C’est par cette approche qui n’est jamais manichéenne que Tout simplement noir fonctionne à la perfection. À travers des séquences très intelligentes, il rappelle constamment que finalement c’est une histoire d’individu. Que les réactions racistes, que la fraternité, que la réussite dépend en définitive de la personne. Il illustre ça à travers des séquences fortes. Notamment quand il se fait arrêter par la police, et ce, à deux occasions. Lors de la première arrestation, le personnage l’a cherché et la police ne fait que son travail. Jean-Pascal Zadi rappelle que finalement, les policiers font parfois simplement leur job. La seconde, c’est une arrestation illégitime et violente, à travers laquelle il dénonce les violences raciales. Même à travers ce sujet brûlant, Jean-Pascal Zadi rappelle que rien n’est tout blanc ou tout noir.

C’est par ce prisme constamment mesuré que Tout simplement noir pose les bonnes questions. Sans jamais condamner, il dresse la liste des éléments qui ne fonctionnent pas mais également ceux qui marchent dans notre système. Il pose des questions relatives à la réussite professionnelle, familiale, sur le statut des noirs en France, sur la place du racisme, etc… Il rappelle que des noirs peuvent réussir notamment avec l’apparition de Omar Sy, dont il est foncièrement jaloux. Jean-Pascal Zadi rappelle que les minorités peuvent elles aussi être racistes, notamment dans la séquence avec Ramzy. Il se demande ce que stipule le fait d’être noir, qui peut se revendiquer comme tel, etc… Bref, Tout simplement noir est un film très généreux qui aborde de nombreux sujets sociétaux par des angles différents

Un humour parfaitement dosé

Si on devait trouver un défaut à Tout simplement noir, ce serait davantage dans la forme que dans le fond. Le film tourne parfois en rond, répétant indéfiniment le même schéma. Jean-Pascal Zadi enchaîne les rencontres, qui sont abordées de la même manière. Et finalement, le film s’apparente parfois à une succession de sketchs, délaissant finalement la véritable intrigue. Les vannes demeurent également relativement identiques d’une situation à l’autre. Mais à part ce bémol, Tout simplement noir est parfaitement maîtrisé.
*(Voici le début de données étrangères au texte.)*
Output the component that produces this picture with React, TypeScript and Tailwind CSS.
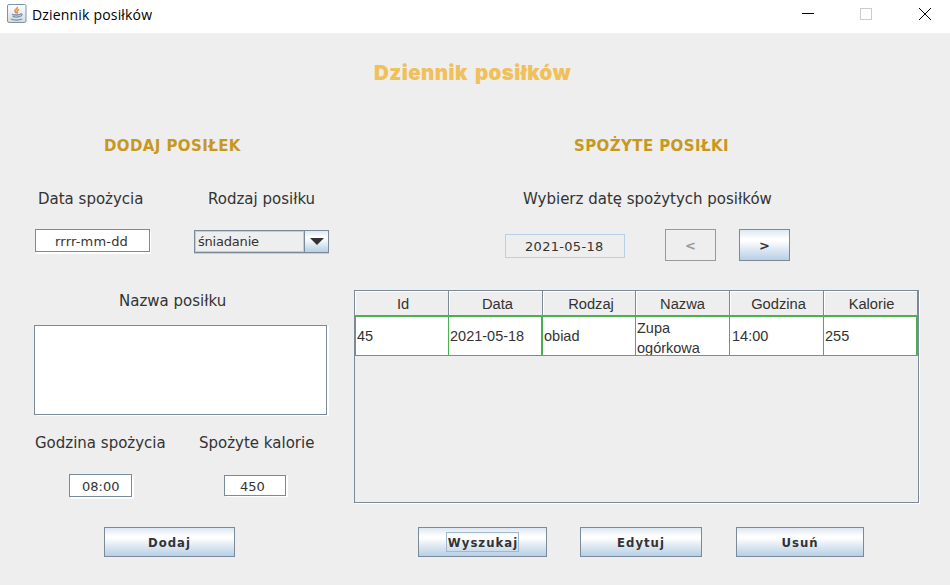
import type { ReactNode } from "react";

const verdana = "font-['DejaVu_Sans',sans-serif] whitespace-nowrap";
const gradient =
  "bg-[linear-gradient(to_bottom,#dde8f3_0%,#ffffff_30%,#ffffff_36%,#dde8f3_65%,#b8cfe5_100%)]";

function Label({ className, children }: { className: string; children: ReactNode }) {
  return <div className={`${verdana} h-5 text-[15px] leading-5 text-[#333333] ${className}`}>{children}</div>;
}

function Heading({ className, children }: { className: string; children: ReactNode }) {
  return (
    <h2
      className={`${verdana} h-5 pt-px text-[15px] font-bold leading-5 tracking-[0.4px] text-[#c8981e] ${className}`}
    >
      {children}
    </h2>
  );
}

function Field({ className, children }: { className: string; children?: ReactNode }) {
  return (
    <div
      className={`${verdana} shrink-0 border border-[#7a8a99] bg-white text-[13px] text-[#333333] ${className}`}
    >
      {children}
    </div>
  );
}

function Button({ className, children }: { className: string; children: ReactNode }) {
  return (
    <button
      className={`${gradient} flex shrink-0 items-center justify-center whitespace-nowrap border border-[#7a8a99] pt-[2px] font-['DejaVu_Sans_Condensed','DejaVu_Sans',sans-serif] text-[13px] font-bold text-[#333333] [font-stretch:condensed] ${className}`}
    >
      {children}
    </button>
  );
}

function JavaIcon() {
  return (
    <svg width="20" height="20" viewBox="0 0 20 20" fill="none">
      <defs>
        <linearGradient id="tile" x1="0" y1="0" x2="0" y2="1">
          <stop offset="0" stopColor="#ffffff" />
          <stop offset="1" stopColor="#d5d9dd" />
        </linearGradient>
      </defs>
      <rect x="0.5" y="0.5" width="18.500" height="18" rx="1.500" fill="url(#tile)" stroke="#7d93a8" />
      <path d="M10.300 3c.6 1.700-2.800 2.500-2.400 4.200.2.900 1.300 1.500 1.300 2.300M12 5.500c-1.700.8-2.500 1.400-1.800 2.400.5.700.2 1.300-.4 1.800" stroke="#ee8a3c" strokeWidth="1.500" />
      <path d="M5 10.300c2 .9 6.500.9 8.300 0M5.600 12.400c2 .8 5.400.8 7.200 0M13.300 10c2.300-.5 2.200 1.700-.3 2.500M4 15c2.500 1.400 8.500 1.400 11 0" stroke="#6f8fac" strokeWidth="1.300" />
    </svg>
  );
}

const columns = [
  { name: "Id", value: "45", width: "w-[94px]", head: "pl-[3px]", pad: "pl-px", edge: "border-r" },
  { name: "Data", value: "2021-05-18", width: "w-[94px]", head: "pl-[4px]", pad: "pl-px", edge: "border-r-2" },
  { name: "Rodzaj", value: "obiad", width: "w-[93px]", head: "pl-[4px]", pad: "pl-px", edge: "border-r" },
  { name: "Nazwa", value: "Zupa ogórkowa", width: "w-[94px]", head: "", pad: "pl-px", edge: "border-r" },
  { name: "Godzina", value: "14:00", width: "w-[94px]", head: "pl-[4px]", pad: "pl-[2px]", edge: "border-r" },
  { name: "Kalorie", value: "255", width: "w-[94px]", head: "pl-[2px]", pad: "pl-px", edge: "border-r-2" },
];

function MealsTable() {
  return (
    <div className="h-[213px] w-[565px] border border-[#7a8a99] font-['Liberation_Sans',Arial,sans-serif] text-[14.700px] text-[#333333] shadow-[1px_1px_0_#ffffff]">
      <div className="flex h-[25px]">
        {columns.map((c) => (
          <div
            key={c.name}
            className={`${c.width} ${c.head} shrink-0 border-b border-r border-[#7a8a99] text-center leading-[27px] shadow-[inset_1px_1px_0_#ffffff]`}
          >
            {c.name}
          </div>
        ))}
      </div>
      <div className="flex h-10">
        {columns.map((c, i) => (
          <div
            key={c.name}
            className={`${c.width} ${c.pad} ${c.edge} ${i === 0 ? "border-l" : ""} shrink-0 overflow-hidden border-y border-[#4caf50] bg-white text-[14.500px] ${
              c.name === "Nazwa" ? "pt-px leading-5" : "leading-[38px]"
            }`}
          >
            {c.value}
          </div>
        ))}
      </div>
    </div>
  );
}

export default function App() {
  return (
    <div className="h-[585px] w-[950px] overflow-hidden bg-[#eeeeee]">
      <header className="flex h-[33px] items-start bg-white">
        <div className="ml-[7px] mt-1">
          <JavaIcon />
        </div>
        <div className="ml-[5px] grow whitespace-nowrap font-['Open_Sans',sans-serif] text-[14px] leading-[30px] tracking-[0.18px] text-black">
          Dziennik posiłków
        </div>
        <svg width="148" height="33" viewBox="0 0 148 33" fill="none" shapeRendering="crispEdges">
          <path d="M0 13.500h12" stroke="#000" />
          <rect x="58.500" y="8.500" width="11" height="11" stroke="#cccccc" />
          <path d="M117 8l12 12M129 8l-12 12" stroke="#000" shapeRendering="auto" />
        </svg>
      </header>

      <h1 className="ml-[374px] mt-[25px] h-[30px] whitespace-nowrap font-['Inter',sans-serif] text-[20.500px] font-black leading-[30px] tracking-[0.42px] text-[#f0c05a] [word-spacing:2.5px]">
        Dziennik posiłków
      </h1>

      <div className="mt-[47px] flex">
        <section className="w-[354px] shrink-0">
          <Heading className="ml-[104px]">DODAJ POSIŁEK</Heading>
          <div className="mt-[34px] flex">
            <Label className="ml-[38px] w-[170px]">Data spożycia</Label>
            <Label className="">Rodzaj posiłku</Label>
          </div>
          <div className="mt-5 flex h-[25px] items-start">
            <Field className="ml-[35px] h-[23px] w-[115px] pl-[19px] leading-[23px] tracking-[0.2px] shadow-[1px_2px_0_#ffffff]">
              rrrr-mm-dd
            </Field>
            <div className="ml-11 mt-px flex h-[23px] w-[135px] border border-[#7a8a99] shadow-[0_1px_0_#b8cfe5]">
              <div
                className={`${verdana} w-[109px] border border-[#b8cfe5] pl-[2px] text-[13px] leading-[19px] tracking-[-0.2px] text-[#333333]`}
              >
                śniadanie
              </div>
              <div className={`${gradient} flex grow items-center justify-center border-l border-[#7a8a99]`}>
                <svg width="14" height="7" viewBox="0 0 14 7">
                  <path d="M0 0h14L7 7z" fill="#333333" />
                </svg>
              </div>
            </div>
          </div>
          <Label className="ml-[119px] mt-[37px]">Nazwa posiłku</Label>
          <Field className="ml-[34px] mt-[14px] h-[90px] w-[293px] shadow-[2px_1px_0_#ffffff]" />
          <div className="mt-[18px] flex">
            <Label className="ml-[35px] w-[164px]">Godzina spożycia</Label>
            <Label className="">Spożyte kalorie</Label>
          </div>
          <div className="mt-[21px] flex h-[25px] items-start">
            <Field className="ml-[69px] h-[23px] w-[63px] pl-3 leading-[23px] shadow-[2px_2px_0_#ffffff]">08:00</Field>
            <Field className="ml-[92px] mt-px h-[21px] w-[62px] pl-[15px] leading-[21px] shadow-[2px_1px_0_#ffffff]">
              450
            </Field>
          </div>
          <Button className="ml-[104px] mt-7 h-[30px] w-[131px] tracking-[1px]">Dodaj</Button>
        </section>

        <section className="w-[596px]">
          <Heading className="ml-[220px]">SPOŻYTE POSIŁKI</Heading>
          <Label className="ml-[169px] mt-[34px]">Wybierz datę spożytych posiłków</Label>
          <div className="mt-5 flex h-8 items-start">
            <div
              className={`${verdana} ml-[151px] mt-[5px] h-6 w-[120px] border border-[#b8cfe5] pl-[19px] text-[13px] leading-6 tracking-[0.3px] text-[#333333]`}
            >
              2021-05-18
            </div>
            <button
              className={`${verdana} ml-10 h-8 w-[51px] border border-[#999999] pt-[2px] text-[13px] font-bold text-[#999999]`}
            >
              &lt;
            </button>
            <Button className="ml-[23px] h-8 w-[51px]">
              <span className="font-['DejaVu_Sans',sans-serif] [font-stretch:normal]">&gt;</span>
            </Button>
          </div>
          <div className="mt-[29px]">
            <MealsTable />
          </div>
          <div className="mt-6 flex">
            <Button className="ml-16 h-[30px] w-[129px] tracking-[1px]">
              <span className="-mt-[2px] flex h-5 w-[73px] items-center justify-center border border-[#a3b8cc] pl-px pt-[2px]">
                Wyszukaj
              </span>
            </Button>
            <Button className="ml-[33px] h-[30px] w-[122px] tracking-[1px]">Edytuj</Button>
            <Button className="ml-[34px] h-[30px] w-[128px] tracking-[1px]">Usuń</Button>
          </div>
        </section>
      </div>
    </div>
  );
}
Critique "Tout simplement noir" de Jean-Pascal Zadi : tout simplement bien

Quant aux apparitions, elles sont toutes hilarantes. Celle de Mathieu Kassovitz est mémorable, dans la peau d’un réalisateur ambiguë. A la fois raciste mais en même temps porté par la force de son art. Celle de Lucien Jean-Baptiste de Frabrice Eboué qui s’engueulent pour savoir lequel de Case Départ ou de La Première Étoile est le film le moins raciste est également très drôle. Une conversation qui dérape et qui entraîne Lucien Jean-Baptiste dans ses retranchements. Une séquence dans laquelle Jean-Pascal Zadi se joue des clichés et présente Lucien Jean-Baptiste perdant son statut de noir privilégié, de noir « blanchifié », redevenant le martiniquais de ses origines.

Par ce prisme et par l’image que renvoi Fary, Jean-Pascal Zadi veut également aborder la force de la notoriété, la force de l’image, la puissance de l’argent. Une dernière thématique qui, finalement, dirige le monde moderne, que ce soit à travers le racisme ou au contraire la fraternité. Et que l’argent est à la fois le problème et la solution.

Tout simplement noir est donc une réussite. Même si la forme est parfois répétitive, le fond est très intelligent. La comédie parvient à jouer avec les clichés, à se poser les bonnes questions sur l’identité, le communautarisme et le racisme. Le tout sans jugement et avec un humour toujours pertinent.